915.  The Short-Term Strategy paper considered four options for drawing down UK
troops in Iraq, set out the civilian and military tasks that the UK could continue to
undertake in each case, and assessed the impact of withdrawing from Iraq on the
UK’s reputation.538
916.  The paper suggested criteria which might be used to evaluate those options, but
did not attempt such an evaluation and made no recommendation on troop withdrawals.
The criteria for evaluation included the ability to deliver Mr Brown’s economic initiatives
and the provision of a secure platform for political and economic work.

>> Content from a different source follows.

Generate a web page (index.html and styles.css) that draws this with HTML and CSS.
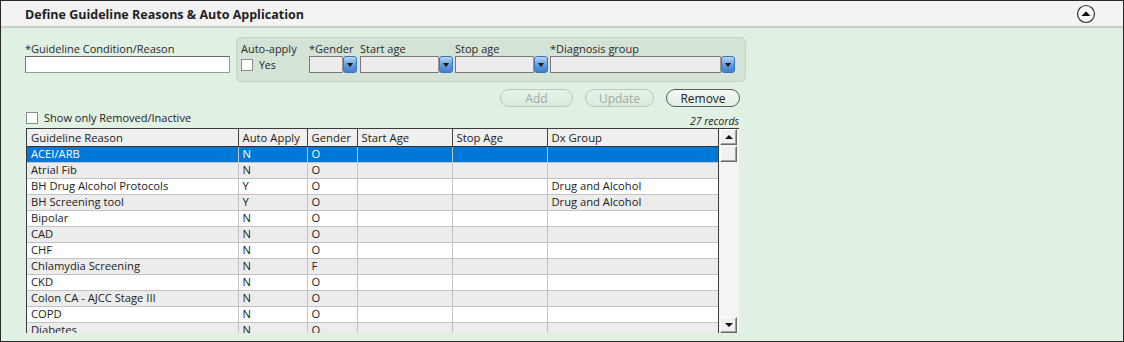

917.  The paper also identified a number of areas in which the UK should continue to
work in the absence of a significant military presence in Basra. Those included:
Economics. In Baghdad, the UK had carved out a “niche role alongside the
massive US effort”. UK support for building Iraqi Government capacity for
economic policy and public finance/budget management was highly valued by
Iraqi officials and had given the UK a seat at the “coalition policy-making table”,
providing critical leverage to lobby for greater engagement by the World Bank
and other multilateral institutions. In Basra, Mr Brown’s economic initiatives were
making “real progress” under Mr Wareing’s leadership. The paper assessed the
work to be of high importance (because a successful economy was an important
driver of stability), but the UK’s impact to be “low to medium” (because of the
programme’s relatively small scale and the fact that real progress would depend
on the Iraqi Government).
Governance and security/justice sector reform. Both the US and the Iraqi
Government valued the UK’s work to build capacity in these areas. The work
was of medium importance (as DFID’s projects and the FCO policing mission
represented “niche added value”) and the UK’s impact “medium”.
Pressing for more substantive multilateral and regional engagement by the
UN, EU, IMF and World Bank. The work was of high importance (as more
substantive engagement by multilateral organisations would ease the burden
on the US and UK and positive regional engagement was crucial for Iraq’s
long‑term stability) and the UK’s impact also “high” (as it had more leverage with
the EU, UN and World Bank than the US).
918.  At the meeting, Mr Brown recognised that it was difficult to take firm decisions on
longer-term options until there was a clearer assessment of events in Basra.539 It was
537  Paper Cabinet Office, 31 March 2008, ‘Iraq’.
538  Paper FCO, March 2008, ‘Iraq: The Short Term’.
539  Minutes, 1 April 2008, NSID(OD) meeting.